Wednesday, March 2, 2016

The times, they are a changin'...

     There’s an old joke that says, “Women marry men to change them, and men marry women hoping they will never change.”  Some people willingly embrace change, and others resist it with all that is within them.  Change can happen instantaneously or slowly over time.  Change can last for a season, or it can last for a lifetime.  Change can bring immense joy or overwhelming pain (and sometimes it can bring both at once).  And often, one change—expected or unexpected—leads to a series of changes.  The reality is, change is inevitable, and (even for those who try to embrace change) it often does not happen like you want. 
     In marriage, change can bless a couple, and change can
wreak havoc within a relationship.  Even if you don’t like a specific change, or change in general, there are things you can do to help changes be a blessing to your marriage.*

  • Acceptance is essential.  Regardless of how the change came, bemoaning the change and making your mate feel shame or guilt over something that may well be out of his or her control will drive a wedge in your marriage relationship.  You may have to accept that your spouse can no longer do what he or she once did physically, socially, mentally, emotionally, or spiritually.  Certainly, you may need to grieve the loss you are feeling, but when you accept you mate for who they are, not just who you want them to be, you communicate a loving covenant bond that transcends any change.
  • Adjustment is necessary.  If a change affects one spouse more than the other, a husband or wife might make the mistake of carrying on with “business as usual.”  But every change will require some sort of adjustment.  You might find yourself doing things you previously did not have to do.  Or, you might find yourself learning new behaviors or new skills to help fill the gap caused by the change.  Every change, no matter how big or how small, will require some sort of adjustment.  Making adjustments without criticism or assigning blame is critical to your marital health. And most importantly, don’t forget to verbally communicate the new expectations and responsibilities each change brings.  Otherwise, you risk projecting unspoken expectations on your spouse and then resenting your spouse for not fulfilling a need that he or she may not even know is there.
  • Look for the blessing or opportunity God is putting in front of you.  It is often hard to see blessings in difficult or unexpected changes.  You might even be more tempted to ask “God, where are you at in this?”  (And, if you do think that, you are in good company.  Just read through some of David’s psalms or some of the writings of the prophets, and you will see that many of our heroes of faith asked the same.)  The change that is occurring is an opportunity for you grow into the image of Christ.  It might be a place to learn more patience, or to shed your pride and ask another for help, or to trust someone else with responsibility, or to show a whole new level or grace to your mate.  I don’t know what you are facing, but as life changes, open yourself up to God’s Spirit at work in your marriage relationship.

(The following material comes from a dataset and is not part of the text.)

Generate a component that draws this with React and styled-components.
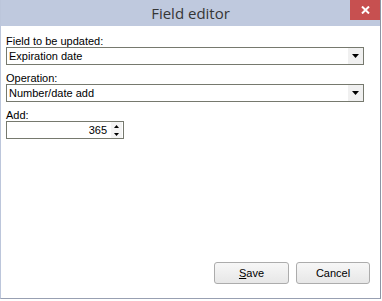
import React from "react";
import styled, { createGlobalStyle } from "styled-components";

const Global = createGlobalStyle`
  html, body { margin: 0; padding: 0; background: #ffffff; }
  body { font-family: "Liberation Sans", Arial, sans-serif; font-size: 11px; color: #000; }
`;

const Window = styled.div`
  box-sizing: border-box;
  width: 381px;
  height: 299px;
  display: flex;
  flex-direction: column;
  border-left: 1px solid #bcc6db;
  border-right: 1px solid #8d94a4;
  border-bottom: 1px solid #98a0b2;
  background: #ffffff;
`;

const TitleBar = styled.div`
  height: 26px;
  flex: none;
  background: #bfc9de;
  display: flex;
  align-items: flex-start;
  justify-content: center;
  position: relative;
`;

const Title = styled.div`
  font-family: "Open Sans", "Noto Sans", sans-serif;
  font-size: 15px;
  line-height: 26px;
  color: #363636;
`;

const CloseButton = styled.div`
  position: absolute;
  right: 0;
  top: 0;
  width: 30px;
  height: 20px;
  background: #c75050;
  display: flex;
  align-items: center;
  justify-content: center;
`;

const Body = styled.div`
  flex: 1;
  padding: 4px 16px 0 5px;
  display: flex;
  flex-direction: column;
  gap: 2px;
`;

const Group = styled.div`
  display: flex;
  flex-direction: column;
`;

const Label = styled.div`
  padding-top: 5px;
  line-height: 12px;
  height: 12px;
`;

const Select = styled.div`
  box-sizing: border-box;
  height: 18px;
  width: 100%;
  border: 1px solid #76796e;
  display: flex;
  align-items: center;
  padding-left: 2px;
  line-height: 16px;
`;

const SelectText = styled.span`
  flex: 1;
`;

const DropButton = styled.div`
  width: 15px;
  height: 16px;
  background: #f0f0f0;
  display: flex;
  align-items: center;
  justify-content: center;
`;

const SpinBox = styled.div`
  box-sizing: border-box;
  height: 18px;
  width: 118px;
  border: 1px solid #76796e;
  display: flex;
  align-items: center;
`;

const SpinValue = styled.span`
  flex: 1;
  text-align: right;
  padding-right: 4px;
  line-height: 16px;
`;

const SpinButtons = styled.div`
  width: 11px;
  height: 16px;
  margin-right: 1px;
  display: flex;
  flex-direction: column;
  align-items: center;
  justify-content: space-around;
  background: #f4f4f4;
`;

const Footer = styled.div`
  flex: none;
  display: flex;
  justify-content: flex-end;
  gap: 7px;
  padding: 0 10px 14px 0;
`;

const Button = styled.div`
  box-sizing: border-box;
  width: ${(p) => p.$w}px;
  height: 22px;
  border: 1px solid #acacac;
  border-radius: 3px;
  background: linear-gradient(#f7f7f7, #e7e7e7);
  display: flex;
  align-items: center;
  justify-content: center;
  line-height: 20px;
`;

const Underline = styled.span`
  text-decoration: underline;
`;

const Arrow = ({ up }) => (
  <svg width="7" height="4" viewBox="0 0 7 4">
    {up ? <polygon points="0,4 7,4 3.5,0" fill="#000" /> : <polygon points="0,0 7,0 3.5,4" fill="#000" />}
  </svg>
);

const SmallArrow = ({ up }) => (
  <svg width="5" height="3" viewBox="0 0 5 3">
    {up ? <polygon points="0,3 5,3 2.5,0" fill="#000" /> : <polygon points="0,0 5,0 2.5,3" fill="#000" />}
  </svg>
);

export default function App() {
  return (
    <>
      <Global />
      <Window>
        <TitleBar>
          <Title>Field editor</Title>
          <CloseButton>
            <svg width="9" height="8" viewBox="0 0 9 8">
              <path d="M1 0.5 L8 7.5 M8 0.5 L1 7.5" stroke="#fff" strokeWidth="2" />
            </svg>
          </CloseButton>
        </TitleBar>
        <Body>
          <Group>
            <Label>Field to be updated:</Label>
            <Select>
              <SelectText>Expiration date</SelectText>
              <DropButton><Arrow /></DropButton>
            </Select>
          </Group>
          <Group>
            <Label>Operation:</Label>
            <Select>
              <SelectText>Number/date add</SelectText>
              <DropButton><Arrow /></DropButton>
            </Select>
          </Group>
          <Group>
            <Label>Add:</Label>
            <SpinBox>
              <SpinValue>365</SpinValue>
              <SpinButtons>
                <SmallArrow up />
                <SmallArrow />
              </SpinButtons>
            </SpinBox>
          </Group>
        </Body>
        <Footer>
          <Button $w={75}><span><Underline>S</Underline>ave</span></Button>
          <Button $w={74}>Cancel</Button>
        </Footer>
      </Window>
    </>
  );
}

     The 10th Axiom of Marriage (which you can read about here) states, “In marriage, THINGS WILL CHANGE, and your relationship will be dependent on how you and your spouse navigate change.”  Whether you’ve been married 6 weeks or 60 years, change is inevitable.  Work with your mate to accept the change, show each other patience and grace as you both adjust to the change, and know that God is at work in your marriage and in you as in individual to use that change to your good and to His glory.

*This post is referring to life changes that are not precipitated by ongoing abusive behavior, extreme addictions, or other potentially harmful situations.  If you are in a state of fear for you or your family’s physical or mental well-being, please seek immediate protective and professional help.